The Art of Sleeping Alone by Sophie Fontanel

The Art of Sleeping Alone by Sophie Fontanel

Author:Sophie Fontanel
Language: eng
Format: epub
Publisher: Scribner


One December 25, I was reading Antoine de Saint-Exupéry’s Night Flight in the emergency room of the Hôpital Cochin. I’d stepped on a pin, the tip of which had broken off in my foot, and they were going to remove it. I was waiting, and about halfway through the book. The orthopedist had come into my cubicle with two female students; he had verified the position of the foreign body on the X-ray and had checked the instruments laid out on the medical instrument cart. After slipping on his surgical gloves, he’d been summoned to a more serious case. He’d asked where I would put my pain on a scale of one to ten. I’d said two, not wanting to be a burden.

The cubicle door was open. Out in the corridor, worried people were searching for other worried people. They’d ask who I was. They’d go away disappointed. A male practical nurse wearing a Santa Claus cap tried to escort a street bum back to the reception desk, telling him, “No, I can’t possibly give you any ninety-proof alcohol. No, not even a swallow, old boy.” He had his hand flat against the bum’s back, and with each step they took, the little bell on the cap jingled. A woman with a bandaged head, lying on a stretcher next to a wall, had just been brought in and wanted some water. A hospital attendant, a young woman from Martinique, kept telling her that a doctor would have to decide. The woman would reply that she was a patient. The attendant would answer that patients had to be patient and that that was how you could tell they were patients. A man farther off was screaming. Perhaps the orthopedist was doing something to him before taking care of me.

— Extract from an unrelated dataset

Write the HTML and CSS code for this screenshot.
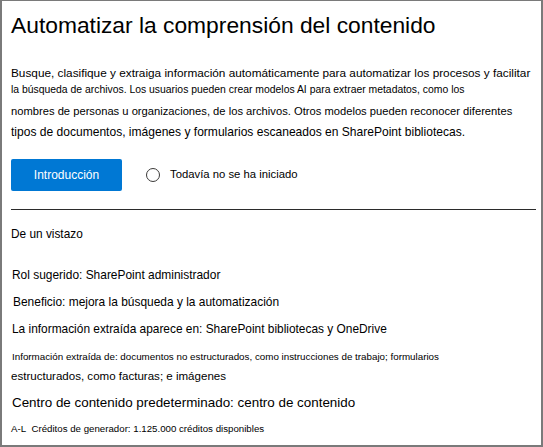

In Night Flight, the pilot, Fabien, is exhausted from battling a storm. The shifting winds keep his hands clenched on the stick. Where the weather report had predicted smooth flying, he sees nothing but roiling sky with no horizon. The copilot keeps asking if they’re in trouble. They’ve lost radio contact with the control tower. Fabien is surrounded by difficulties. The clouds are massing together. Fabien has never wanted to plunge into the darkness; he’s tough, but he’s at the end of his tether. Through a sudden gap in the clouds he catches a glimpse of starry sky and tells himself he can make it through. And he climbs. He flies higher, up over the clouds.

Late that night, the orthopedist and the two students appear again: it’s my turn. One of the young women notices Night Flight : “I read it in school.” I say, explaining that I’ve just finished it, that it was marvelous: “The pilot escapes from the storm.” She corrects me: “Yes, but he dies.” Me: “Oh really? He dies?” I hadn’t realized. Her: “Yes, of course, he hasn’t enough fuel left to get down.” The orthopedist isn’t happy with the necrosis where the needle went in. My body is fighting to expel a foreign body.